- **AVAILABLE DATA**
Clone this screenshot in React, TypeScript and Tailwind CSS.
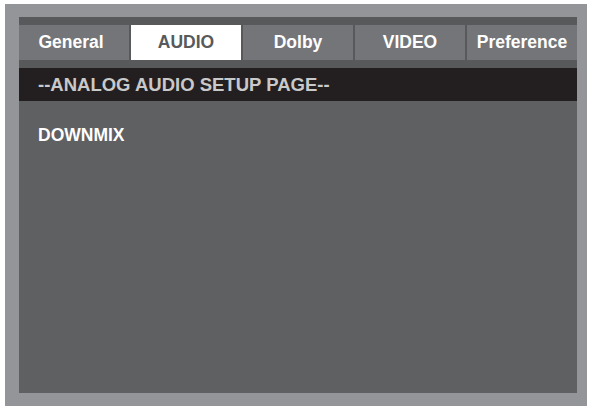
const tabs = ["General", "AUDIO", "Dolby", "VIDEO", "Preference"];

export default function App() {
  return (
    <div className="h-[406px] w-[590px] overflow-hidden bg-white pl-[5px] pt-[4px] font-['Liberation_Sans',Arial,sans-serif]">
      <div className="h-[402px] w-[582px] bg-[#939598] pl-[14px] pt-[13px]">
        <div className="flex h-[376px] w-[558px] flex-col bg-[#5f6062]">
          {/* top strip */}
          <div className="h-[8px] bg-[#58595b]" />

          {/* tabs */}
          <div className="grid h-[35px] grid-cols-5 gap-[2px] bg-[#58595b]">
            {tabs.map((t) => (
              <div
                key={t}
                className={
                  t === "AUDIO"
                    ? "flex items-center justify-center bg-white text-[17.5px] font-bold text-[#58595b]"
                    : t === "General"
                      ? "flex items-center justify-center bg-[#747578] pr-[6px] text-[17.5px] font-bold text-white"
                      : "flex items-center justify-center bg-[#747578] text-[17.5px] font-bold text-white"
                }
              >
                {t}
              </div>
            ))}
          </div>

          <div className="h-[8px] bg-[#58595b]" />

          {/* page header */}
          <div className="flex h-[33px] items-center bg-[#231f20] pl-[19px] text-[18.5px] font-bold text-[#c9c9ca]">
            --ANALOG AUDIO SETUP PAGE--
          </div>

          {/* content */}
          <div className="flex-1 pl-[19px] pt-[24px]">
            <div className="text-[17.5px] font-bold leading-[20px] text-white">DOWNMIX</div>
          </div>
        </div>
      </div>
    </div>
  );
}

- **WHAT TO WORK ON**
Repeat the data above exactly, but not the pictures.

- **WRITTEN RESPONSE**
Clone this screenshot in React, TypeScript and Tailwind CSS.
const tabs = ["General", "AUDIO", "Dolby", "VIDEO", "Preference"];

export default function App() {
  return (
    <div className="h-[406px] w-[590px] overflow-hidden bg-white pl-[5px] pt-[4px] font-['Liberation_Sans',Arial,sans-serif]">
      <div className="h-[402px] w-[582px] bg-[#939598] pl-[14px] pt-[13px]">
        <div className="flex h-[376px] w-[558px] flex-col bg-[#5f6062]">
          {/* top strip */}
          <div className="h-[8px] bg-[#58595b]" />

          {/* tabs */}
          <div className="grid h-[35px] grid-cols-5 gap-[2px] bg-[#58595b]">
            {tabs.map((t) => (
              <div
                key={t}
                className={
                  t === "AUDIO"
                    ? "flex items-center justify-center bg-white text-[17.5px] font-bold text-[#58595b]"
                    : t === "General"
                      ? "flex items-center justify-center bg-[#747578] pr-[6px] text-[17.5px] font-bold text-white"
                      : "flex items-center justify-center bg-[#747578] text-[17.5px] font-bold text-white"
                }
              >
                {t}
              </div>
            ))}
          </div>

          <div className="h-[8px] bg-[#58595b]" />

          {/* page header */}
          <div className="flex h-[33px] items-center bg-[#231f20] pl-[19px] text-[18.5px] font-bold text-[#c9c9ca]">
            --ANALOG AUDIO SETUP PAGE--
          </div>

          {/* content */}
          <div className="flex-1 pl-[19px] pt-[24px]">
            <div className="text-[17.5px] font-bold leading-[20px] text-white">DOWNMIX</div>
          </div>
        </div>
      </div>
    </div>
  );
}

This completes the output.